Problem to work on:
Write out the material exactly, without any of its pictures.

Stored data:
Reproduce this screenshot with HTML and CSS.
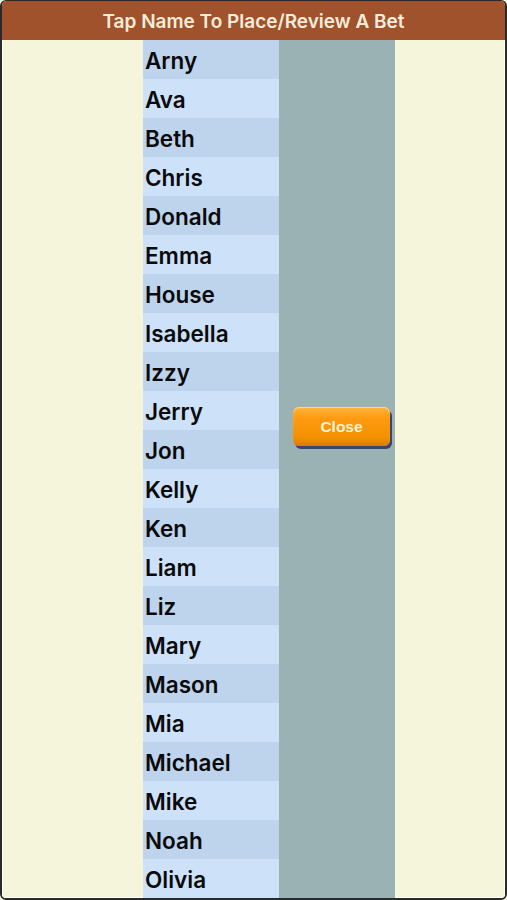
FILE: index.html
```html
<!DOCTYPE html>
<html>
<head>
<meta charset="utf-8">
<link rel="stylesheet" href="styles.css">
</head>
<body>
<div class="frame">
  <header class="bar">Tap Name To Place/Review A Bet</header>
  <main class="content">
    <div class="spacer"></div>
    <ul class="names">
      <li>Arny</li><li>Ava</li><li>Beth</li><li>Chris</li><li>Donald</li><li>Emma</li>
      <li>House</li><li>Isabella</li><li>Izzy</li><li>Jerry</li><li>Jon</li><li>Kelly</li>
      <li>Ken</li><li>Liam</li><li>Liz</li><li>Mary</li><li>Mason</li><li>Mia</li>
      <li>Michael</li><li>Mike</li><li>Noah</li><li>Olivia</li>
    </ul>
    <div class="side">
      <button class="close">Close</button>
    </div>
  </main>
</div>
</body>
</html>
```
FILE: styles.css
```css
* { box-sizing: border-box; }
html, body { margin: 0; padding: 0; }
body { width: 507px; height: 900px; overflow: hidden; background: #f5f5dc; }
.frame {
  width: 507px; height: 900px;
  border: 2px solid #2a2a2a;
  border-top-width: 1px;
  border-radius: 6px;
  overflow: hidden;
  display: flex; flex-direction: column;
  background: #f5f5dc;
}
.bar {
  height: 39px; flex: none;
  background: #a0522d;
  color: #f7ecd9;
  font-family: Inter, "Liberation Sans", sans-serif;
  font-weight: 600;
  font-size: 19px;
  display: flex; align-items: center; justify-content: center;
  padding-top: 1px;
}
.content { flex: 1; display: flex; min-height: 0; box-shadow: inset 1px 0 0 #fff, inset -1px 0 0 #fff, inset 0 -1px 0 #fff; }
.spacer { width: 141px; flex: none; }
.names {
  list-style: none; margin: 0; padding: 0;
  width: 136px; flex: none;
  font-family: Inter, "Liberation Sans", sans-serif;
  font-weight: 600;
  font-size: 22.5px;
  color: #0a0a0a;
}
.names li {
  height: 39px; line-height: 41px;
  padding-left: 2px;
  background: #bed3ec;
  white-space: nowrap;
}
.names li:nth-child(even) { background: #cde1f9; }
.side {
  width: 116px; flex: none;
  background: #9bb2b5;
  padding: 367px 0 0 14px;
}
.close {
  width: 97px; height: 39px;
  border: none; border-radius: 6px;
  background: linear-gradient(#ffb43a 0%, #ff9a10 30%, #f39000 80%, #d97a00 100%);
  box-shadow: 2px 3px 0 #3b4470, inset 0 1px 1px rgba(255,255,255,0.5);
  color: #fff3d6;
  font-family: "Liberation Sans", Arial, sans-serif;
  font-weight: bold; font-size: 15.5px;
  padding: 0; margin: 0;
}
```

Result:
Reproduce this screenshot with HTML and CSS.
FILE: index.html
```html
<!DOCTYPE html>
<html>
<head>
<meta charset="utf-8">
<link rel="stylesheet" href="styles.css">
</head>
<body>
<div class="frame">
  <header class="bar">Tap Name To Place/Review A Bet</header>
  <main class="content">
    <div class="spacer"></div>
    <ul class="names">
      <li>Arny</li><li>Ava</li><li>Beth</li><li>Chris</li><li>Donald</li><li>Emma</li>
      <li>House</li><li>Isabella</li><li>Izzy</li><li>Jerry</li><li>Jon</li><li>Kelly</li>
      <li>Ken</li><li>Liam</li><li>Liz</li><li>Mary</li><li>Mason</li><li>Mia</li>
      <li>Michael</li><li>Mike</li><li>Noah</li><li>Olivia</li>
    </ul>
    <div class="side">
      <button class="close">Close</button>
    </div>
  </main>
</div>
</body>
</html>
```
FILE: styles.css
```css
* { box-sizing: border-box; }
html, body { margin: 0; padding: 0; }
body { width: 507px; height: 900px; overflow: hidden; background: #f5f5dc; }
.frame {
  width: 507px; height: 900px;
  border: 2px solid #2a2a2a;
  border-top-width: 1px;
  border-radius: 6px;
  overflow: hidden;
  display: flex; flex-direction: column;
  background: #f5f5dc;
}
.bar {
  height: 39px; flex: none;
  background: #a0522d;
  color: #f7ecd9;
  font-family: Inter, "Liberation Sans", sans-serif;
  font-weight: 600;
  font-size: 19px;
  display: flex; align-items: center; justify-content: center;
  padding-top: 1px;
}
.content { flex: 1; display: flex; min-height: 0; box-shadow: inset 1px 0 0 #fff, inset -1px 0 0 #fff, inset 0 -1px 0 #fff; }
.spacer { width: 141px; flex: none; }
.names {
  list-style: none; margin: 0; padding: 0;
  width: 136px; flex: none;
  font-family: Inter, "Liberation Sans", sans-serif;
  font-weight: 600;
  font-size: 22.5px;
  color: #0a0a0a;
}
.names li {
  height: 39px; line-height: 41px;
  padding-left: 2px;
  background: #bed3ec;
  white-space: nowrap;
}
.names li:nth-child(even) { background: #cde1f9; }
.side {
  width: 116px; flex: none;
  background: #9bb2b5;
  padding: 367px 0 0 14px;
}
.close {
  width: 97px; height: 39px;
  border: none; border-radius: 6px;
  background: linear-gradient(#ffb43a 0%, #ff9a10 30%, #f39000 80%, #d97a00 100%);
  box-shadow: 2px 3px 0 #3b4470, inset 0 1px 1px rgba(255,255,255,0.5);
  color: #fff3d6;
  font-family: "Liberation Sans", Arial, sans-serif;
  font-weight: bold; font-size: 15.5px;
  padding: 0; margin: 0;
}
```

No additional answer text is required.